● **Exercise details**
Count lines holding the string "screenshot" in the data that follows. Reply with one number only.

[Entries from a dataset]
----------

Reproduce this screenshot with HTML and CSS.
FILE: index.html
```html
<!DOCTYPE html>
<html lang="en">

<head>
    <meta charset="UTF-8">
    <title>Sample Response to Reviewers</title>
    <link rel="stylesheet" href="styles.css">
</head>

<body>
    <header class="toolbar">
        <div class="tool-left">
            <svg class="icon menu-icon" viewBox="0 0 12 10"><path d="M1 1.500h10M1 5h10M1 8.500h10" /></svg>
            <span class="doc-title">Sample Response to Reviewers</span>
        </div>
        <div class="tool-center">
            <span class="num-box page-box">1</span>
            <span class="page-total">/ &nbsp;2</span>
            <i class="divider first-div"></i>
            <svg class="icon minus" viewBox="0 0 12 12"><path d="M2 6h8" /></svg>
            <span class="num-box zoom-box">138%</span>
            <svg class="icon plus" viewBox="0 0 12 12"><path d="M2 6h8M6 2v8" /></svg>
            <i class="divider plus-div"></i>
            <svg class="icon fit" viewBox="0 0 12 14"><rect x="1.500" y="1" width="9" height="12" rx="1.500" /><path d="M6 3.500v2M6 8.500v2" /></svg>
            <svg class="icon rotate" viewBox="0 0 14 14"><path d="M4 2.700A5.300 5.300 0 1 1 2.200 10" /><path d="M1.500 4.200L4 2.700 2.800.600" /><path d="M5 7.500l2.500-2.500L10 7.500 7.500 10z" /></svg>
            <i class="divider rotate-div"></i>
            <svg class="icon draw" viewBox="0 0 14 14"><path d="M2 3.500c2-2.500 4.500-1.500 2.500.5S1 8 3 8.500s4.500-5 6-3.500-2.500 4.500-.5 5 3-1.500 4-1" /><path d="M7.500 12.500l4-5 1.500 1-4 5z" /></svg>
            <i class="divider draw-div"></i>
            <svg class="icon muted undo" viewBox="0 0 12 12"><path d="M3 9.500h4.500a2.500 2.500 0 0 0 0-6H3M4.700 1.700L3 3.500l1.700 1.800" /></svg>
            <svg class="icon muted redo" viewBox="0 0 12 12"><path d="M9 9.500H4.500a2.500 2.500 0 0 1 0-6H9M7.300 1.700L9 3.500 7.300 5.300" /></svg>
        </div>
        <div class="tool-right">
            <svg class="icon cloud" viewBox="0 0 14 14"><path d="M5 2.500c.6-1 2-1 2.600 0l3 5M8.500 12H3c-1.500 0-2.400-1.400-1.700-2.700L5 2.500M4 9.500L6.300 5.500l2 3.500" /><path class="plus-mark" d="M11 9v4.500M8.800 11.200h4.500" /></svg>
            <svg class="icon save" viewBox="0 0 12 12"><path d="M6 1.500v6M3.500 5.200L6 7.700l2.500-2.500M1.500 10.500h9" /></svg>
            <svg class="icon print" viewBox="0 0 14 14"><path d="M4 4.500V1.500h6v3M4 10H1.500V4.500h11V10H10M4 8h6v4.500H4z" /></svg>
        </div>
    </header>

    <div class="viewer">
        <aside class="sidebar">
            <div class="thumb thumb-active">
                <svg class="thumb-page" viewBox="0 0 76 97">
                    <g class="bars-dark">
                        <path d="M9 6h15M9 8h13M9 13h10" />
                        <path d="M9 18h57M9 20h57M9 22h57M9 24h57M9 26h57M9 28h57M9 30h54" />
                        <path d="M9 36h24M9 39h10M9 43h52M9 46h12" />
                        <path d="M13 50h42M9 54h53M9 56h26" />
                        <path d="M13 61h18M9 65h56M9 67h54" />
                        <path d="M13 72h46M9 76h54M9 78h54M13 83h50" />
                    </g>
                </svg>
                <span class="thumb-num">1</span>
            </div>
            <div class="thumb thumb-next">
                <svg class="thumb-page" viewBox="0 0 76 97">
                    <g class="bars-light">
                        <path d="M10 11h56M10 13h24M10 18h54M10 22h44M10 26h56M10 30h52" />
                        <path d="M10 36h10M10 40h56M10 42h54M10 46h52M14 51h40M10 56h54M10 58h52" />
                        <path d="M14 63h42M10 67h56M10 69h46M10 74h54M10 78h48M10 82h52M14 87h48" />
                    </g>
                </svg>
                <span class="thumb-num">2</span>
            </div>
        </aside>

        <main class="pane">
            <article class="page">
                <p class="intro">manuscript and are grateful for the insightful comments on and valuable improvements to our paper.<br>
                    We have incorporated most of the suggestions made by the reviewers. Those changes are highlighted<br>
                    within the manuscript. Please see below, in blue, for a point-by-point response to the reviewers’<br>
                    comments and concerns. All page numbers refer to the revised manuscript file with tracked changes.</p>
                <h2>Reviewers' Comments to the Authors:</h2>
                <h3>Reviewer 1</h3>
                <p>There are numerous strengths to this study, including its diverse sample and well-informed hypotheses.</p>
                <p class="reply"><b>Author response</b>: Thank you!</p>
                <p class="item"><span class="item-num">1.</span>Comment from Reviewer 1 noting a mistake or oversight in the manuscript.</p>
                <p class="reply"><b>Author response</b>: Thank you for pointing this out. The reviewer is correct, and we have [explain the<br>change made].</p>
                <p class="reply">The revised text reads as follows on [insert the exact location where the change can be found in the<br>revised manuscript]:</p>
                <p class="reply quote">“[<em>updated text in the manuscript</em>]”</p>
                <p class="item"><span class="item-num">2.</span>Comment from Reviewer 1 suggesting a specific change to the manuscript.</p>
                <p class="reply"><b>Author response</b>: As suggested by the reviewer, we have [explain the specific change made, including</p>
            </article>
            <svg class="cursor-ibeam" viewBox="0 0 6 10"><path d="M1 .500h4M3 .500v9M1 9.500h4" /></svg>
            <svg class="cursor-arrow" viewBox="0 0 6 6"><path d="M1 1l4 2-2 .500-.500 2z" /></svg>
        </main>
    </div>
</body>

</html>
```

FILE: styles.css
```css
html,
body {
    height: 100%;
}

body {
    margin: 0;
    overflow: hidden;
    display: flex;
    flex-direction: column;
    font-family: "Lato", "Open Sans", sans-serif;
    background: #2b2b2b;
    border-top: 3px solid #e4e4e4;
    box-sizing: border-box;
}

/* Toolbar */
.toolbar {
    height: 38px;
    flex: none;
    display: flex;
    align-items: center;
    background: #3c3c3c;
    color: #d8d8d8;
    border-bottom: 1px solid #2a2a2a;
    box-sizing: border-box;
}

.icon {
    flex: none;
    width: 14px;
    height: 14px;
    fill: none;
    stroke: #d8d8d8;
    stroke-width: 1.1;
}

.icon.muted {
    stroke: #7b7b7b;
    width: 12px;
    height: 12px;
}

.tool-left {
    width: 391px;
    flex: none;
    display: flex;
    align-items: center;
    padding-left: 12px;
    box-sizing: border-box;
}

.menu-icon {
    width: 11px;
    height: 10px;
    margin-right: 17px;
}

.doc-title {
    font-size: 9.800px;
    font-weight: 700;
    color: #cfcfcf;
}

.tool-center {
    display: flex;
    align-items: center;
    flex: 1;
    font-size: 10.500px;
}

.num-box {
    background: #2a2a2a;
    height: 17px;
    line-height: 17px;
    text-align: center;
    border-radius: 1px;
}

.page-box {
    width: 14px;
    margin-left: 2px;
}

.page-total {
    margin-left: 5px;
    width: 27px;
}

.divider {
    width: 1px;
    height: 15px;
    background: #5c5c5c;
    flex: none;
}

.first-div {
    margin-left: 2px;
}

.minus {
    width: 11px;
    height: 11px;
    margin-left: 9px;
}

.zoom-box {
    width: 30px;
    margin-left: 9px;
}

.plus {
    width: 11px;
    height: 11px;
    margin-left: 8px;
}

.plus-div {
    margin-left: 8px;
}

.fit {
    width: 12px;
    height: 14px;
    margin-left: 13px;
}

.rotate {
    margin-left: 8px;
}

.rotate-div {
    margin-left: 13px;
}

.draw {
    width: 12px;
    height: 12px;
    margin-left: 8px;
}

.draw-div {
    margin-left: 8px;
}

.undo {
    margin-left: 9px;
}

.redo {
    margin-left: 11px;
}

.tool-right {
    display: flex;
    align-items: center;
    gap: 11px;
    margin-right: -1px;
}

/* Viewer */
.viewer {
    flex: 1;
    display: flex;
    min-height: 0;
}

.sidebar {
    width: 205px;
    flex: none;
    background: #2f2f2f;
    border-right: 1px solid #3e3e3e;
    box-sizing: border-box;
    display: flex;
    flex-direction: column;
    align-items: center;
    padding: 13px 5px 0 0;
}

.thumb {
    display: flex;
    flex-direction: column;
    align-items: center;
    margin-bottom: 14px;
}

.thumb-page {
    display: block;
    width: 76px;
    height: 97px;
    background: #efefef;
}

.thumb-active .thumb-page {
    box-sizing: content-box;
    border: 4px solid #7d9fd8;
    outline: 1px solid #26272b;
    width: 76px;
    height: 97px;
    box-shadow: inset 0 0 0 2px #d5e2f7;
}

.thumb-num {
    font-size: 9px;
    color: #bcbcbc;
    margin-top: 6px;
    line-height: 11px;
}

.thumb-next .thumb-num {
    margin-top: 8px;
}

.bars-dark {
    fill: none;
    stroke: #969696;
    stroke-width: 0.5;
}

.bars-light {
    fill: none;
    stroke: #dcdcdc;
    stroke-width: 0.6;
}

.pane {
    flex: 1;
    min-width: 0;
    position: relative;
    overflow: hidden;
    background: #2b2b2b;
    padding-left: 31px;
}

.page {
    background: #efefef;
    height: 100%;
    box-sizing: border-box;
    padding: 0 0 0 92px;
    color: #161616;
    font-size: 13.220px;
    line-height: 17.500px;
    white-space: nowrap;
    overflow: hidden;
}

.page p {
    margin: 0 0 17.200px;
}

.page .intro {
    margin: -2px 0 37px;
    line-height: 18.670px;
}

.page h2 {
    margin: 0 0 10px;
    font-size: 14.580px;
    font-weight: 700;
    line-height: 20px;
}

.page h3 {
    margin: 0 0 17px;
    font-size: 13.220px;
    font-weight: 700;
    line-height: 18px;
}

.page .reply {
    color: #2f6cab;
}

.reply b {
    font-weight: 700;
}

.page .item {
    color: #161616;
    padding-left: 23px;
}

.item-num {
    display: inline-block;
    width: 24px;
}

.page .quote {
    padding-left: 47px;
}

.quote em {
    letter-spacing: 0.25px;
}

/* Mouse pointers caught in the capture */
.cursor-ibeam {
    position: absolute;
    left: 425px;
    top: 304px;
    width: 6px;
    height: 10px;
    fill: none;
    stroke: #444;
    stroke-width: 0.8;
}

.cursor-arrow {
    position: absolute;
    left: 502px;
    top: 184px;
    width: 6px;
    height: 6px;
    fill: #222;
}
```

----------

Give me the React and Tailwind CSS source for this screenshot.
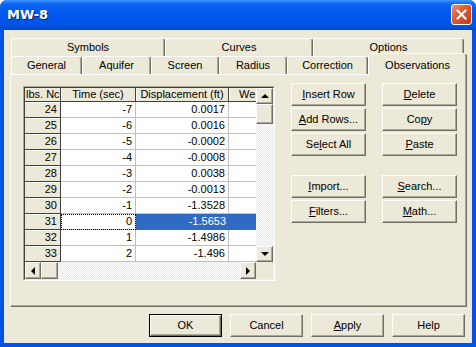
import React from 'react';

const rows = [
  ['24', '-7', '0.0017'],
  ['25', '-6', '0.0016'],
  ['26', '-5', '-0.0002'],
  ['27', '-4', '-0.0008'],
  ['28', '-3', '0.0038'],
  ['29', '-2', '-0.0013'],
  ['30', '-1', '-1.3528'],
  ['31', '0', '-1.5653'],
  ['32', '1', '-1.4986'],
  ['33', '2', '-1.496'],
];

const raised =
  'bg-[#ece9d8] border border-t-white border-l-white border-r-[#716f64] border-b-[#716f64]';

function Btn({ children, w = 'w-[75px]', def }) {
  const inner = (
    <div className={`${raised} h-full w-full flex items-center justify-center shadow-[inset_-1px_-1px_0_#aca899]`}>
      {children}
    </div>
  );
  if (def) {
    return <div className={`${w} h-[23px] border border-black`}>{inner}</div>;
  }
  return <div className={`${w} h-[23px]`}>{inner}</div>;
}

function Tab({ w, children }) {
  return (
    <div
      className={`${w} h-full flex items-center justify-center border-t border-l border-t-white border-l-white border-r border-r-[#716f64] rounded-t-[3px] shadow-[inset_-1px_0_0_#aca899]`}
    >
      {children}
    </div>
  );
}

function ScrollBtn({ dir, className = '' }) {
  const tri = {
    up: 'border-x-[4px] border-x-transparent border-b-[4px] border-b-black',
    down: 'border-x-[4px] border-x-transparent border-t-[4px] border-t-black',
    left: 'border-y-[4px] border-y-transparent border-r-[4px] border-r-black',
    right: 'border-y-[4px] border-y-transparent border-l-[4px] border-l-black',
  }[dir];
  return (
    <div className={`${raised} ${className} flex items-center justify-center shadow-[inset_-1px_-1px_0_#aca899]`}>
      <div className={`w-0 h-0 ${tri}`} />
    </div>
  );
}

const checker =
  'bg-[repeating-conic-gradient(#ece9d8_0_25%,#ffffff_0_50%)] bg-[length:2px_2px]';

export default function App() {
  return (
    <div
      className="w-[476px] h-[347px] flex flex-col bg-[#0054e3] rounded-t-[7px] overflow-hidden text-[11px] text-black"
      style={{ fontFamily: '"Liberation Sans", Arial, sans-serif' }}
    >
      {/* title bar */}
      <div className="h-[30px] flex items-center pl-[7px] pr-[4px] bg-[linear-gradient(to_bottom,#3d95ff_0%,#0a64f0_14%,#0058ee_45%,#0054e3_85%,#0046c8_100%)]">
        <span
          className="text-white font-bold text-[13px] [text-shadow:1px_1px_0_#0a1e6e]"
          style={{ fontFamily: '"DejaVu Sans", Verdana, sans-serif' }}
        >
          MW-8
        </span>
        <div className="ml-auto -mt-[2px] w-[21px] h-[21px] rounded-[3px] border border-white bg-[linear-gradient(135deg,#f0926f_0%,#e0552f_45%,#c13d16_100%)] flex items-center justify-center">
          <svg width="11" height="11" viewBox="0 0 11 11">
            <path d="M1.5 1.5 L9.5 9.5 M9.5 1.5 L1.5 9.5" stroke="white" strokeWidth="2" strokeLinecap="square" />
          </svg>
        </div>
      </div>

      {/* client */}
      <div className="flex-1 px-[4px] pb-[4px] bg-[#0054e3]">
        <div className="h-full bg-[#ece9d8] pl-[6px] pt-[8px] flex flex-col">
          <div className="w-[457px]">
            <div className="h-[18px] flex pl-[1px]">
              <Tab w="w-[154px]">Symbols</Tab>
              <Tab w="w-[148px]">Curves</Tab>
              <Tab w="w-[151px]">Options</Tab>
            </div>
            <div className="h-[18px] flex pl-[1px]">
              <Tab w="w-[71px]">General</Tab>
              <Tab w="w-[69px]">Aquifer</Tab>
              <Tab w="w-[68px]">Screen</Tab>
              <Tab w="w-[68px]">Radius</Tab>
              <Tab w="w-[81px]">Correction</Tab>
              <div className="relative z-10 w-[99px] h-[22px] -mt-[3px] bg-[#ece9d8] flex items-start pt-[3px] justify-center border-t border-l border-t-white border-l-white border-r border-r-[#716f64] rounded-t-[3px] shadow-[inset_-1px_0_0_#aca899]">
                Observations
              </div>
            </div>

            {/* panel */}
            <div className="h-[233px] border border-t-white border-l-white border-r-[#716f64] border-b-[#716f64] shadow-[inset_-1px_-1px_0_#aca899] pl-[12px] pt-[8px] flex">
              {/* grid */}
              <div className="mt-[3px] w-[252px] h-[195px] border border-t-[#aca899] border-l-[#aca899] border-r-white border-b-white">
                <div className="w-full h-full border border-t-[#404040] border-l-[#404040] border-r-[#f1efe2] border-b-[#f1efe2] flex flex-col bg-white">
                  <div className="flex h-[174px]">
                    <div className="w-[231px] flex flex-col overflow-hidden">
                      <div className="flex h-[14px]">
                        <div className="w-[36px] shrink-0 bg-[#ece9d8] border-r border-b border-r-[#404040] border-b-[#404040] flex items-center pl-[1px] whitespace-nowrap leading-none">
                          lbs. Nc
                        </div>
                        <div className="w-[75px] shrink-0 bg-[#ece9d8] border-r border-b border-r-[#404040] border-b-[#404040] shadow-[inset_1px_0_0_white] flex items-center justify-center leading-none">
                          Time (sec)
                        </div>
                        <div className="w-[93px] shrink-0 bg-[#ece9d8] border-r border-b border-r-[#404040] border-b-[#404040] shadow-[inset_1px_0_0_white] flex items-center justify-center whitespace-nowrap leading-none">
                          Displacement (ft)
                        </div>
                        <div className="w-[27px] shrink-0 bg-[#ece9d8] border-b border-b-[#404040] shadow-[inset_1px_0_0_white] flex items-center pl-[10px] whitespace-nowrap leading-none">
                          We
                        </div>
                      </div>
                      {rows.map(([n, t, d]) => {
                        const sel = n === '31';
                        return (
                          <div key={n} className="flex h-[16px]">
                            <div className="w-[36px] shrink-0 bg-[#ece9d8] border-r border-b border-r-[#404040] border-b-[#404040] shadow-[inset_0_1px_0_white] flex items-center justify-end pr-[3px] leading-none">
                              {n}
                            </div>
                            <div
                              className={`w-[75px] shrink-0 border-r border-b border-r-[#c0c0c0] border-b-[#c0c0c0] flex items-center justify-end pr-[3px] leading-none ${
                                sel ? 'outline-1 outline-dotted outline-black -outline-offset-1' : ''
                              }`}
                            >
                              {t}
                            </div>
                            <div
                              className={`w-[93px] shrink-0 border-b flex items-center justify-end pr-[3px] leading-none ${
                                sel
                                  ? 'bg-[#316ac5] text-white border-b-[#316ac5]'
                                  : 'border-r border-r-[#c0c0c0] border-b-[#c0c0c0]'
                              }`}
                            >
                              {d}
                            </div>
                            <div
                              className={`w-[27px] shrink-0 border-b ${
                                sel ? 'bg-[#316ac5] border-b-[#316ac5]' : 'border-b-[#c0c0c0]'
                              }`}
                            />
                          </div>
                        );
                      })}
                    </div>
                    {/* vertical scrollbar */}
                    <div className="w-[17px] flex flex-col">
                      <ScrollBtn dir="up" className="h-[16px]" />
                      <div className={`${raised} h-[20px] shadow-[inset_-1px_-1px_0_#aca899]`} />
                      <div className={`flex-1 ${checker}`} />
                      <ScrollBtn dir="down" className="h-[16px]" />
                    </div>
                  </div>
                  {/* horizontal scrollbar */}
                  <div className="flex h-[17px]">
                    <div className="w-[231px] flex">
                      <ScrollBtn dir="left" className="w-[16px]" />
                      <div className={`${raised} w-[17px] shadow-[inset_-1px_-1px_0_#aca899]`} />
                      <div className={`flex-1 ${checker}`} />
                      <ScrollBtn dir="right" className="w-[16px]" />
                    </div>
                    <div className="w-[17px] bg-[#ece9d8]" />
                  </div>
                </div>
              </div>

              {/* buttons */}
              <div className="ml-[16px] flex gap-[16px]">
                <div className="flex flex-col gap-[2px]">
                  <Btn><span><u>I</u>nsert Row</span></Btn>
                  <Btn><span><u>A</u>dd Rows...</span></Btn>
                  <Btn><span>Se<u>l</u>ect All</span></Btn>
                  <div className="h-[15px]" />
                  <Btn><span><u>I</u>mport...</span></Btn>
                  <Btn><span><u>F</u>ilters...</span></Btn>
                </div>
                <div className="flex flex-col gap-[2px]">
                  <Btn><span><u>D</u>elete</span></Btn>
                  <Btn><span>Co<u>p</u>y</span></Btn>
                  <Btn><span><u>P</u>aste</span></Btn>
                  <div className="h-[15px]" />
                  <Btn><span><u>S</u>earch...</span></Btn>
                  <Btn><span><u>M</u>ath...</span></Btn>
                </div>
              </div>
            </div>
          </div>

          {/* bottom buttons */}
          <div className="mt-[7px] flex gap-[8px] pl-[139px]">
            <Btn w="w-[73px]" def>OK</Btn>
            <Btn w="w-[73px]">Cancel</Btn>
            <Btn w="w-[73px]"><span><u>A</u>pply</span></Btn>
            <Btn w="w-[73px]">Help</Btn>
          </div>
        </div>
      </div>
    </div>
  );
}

----------

● **Answer to this task**
2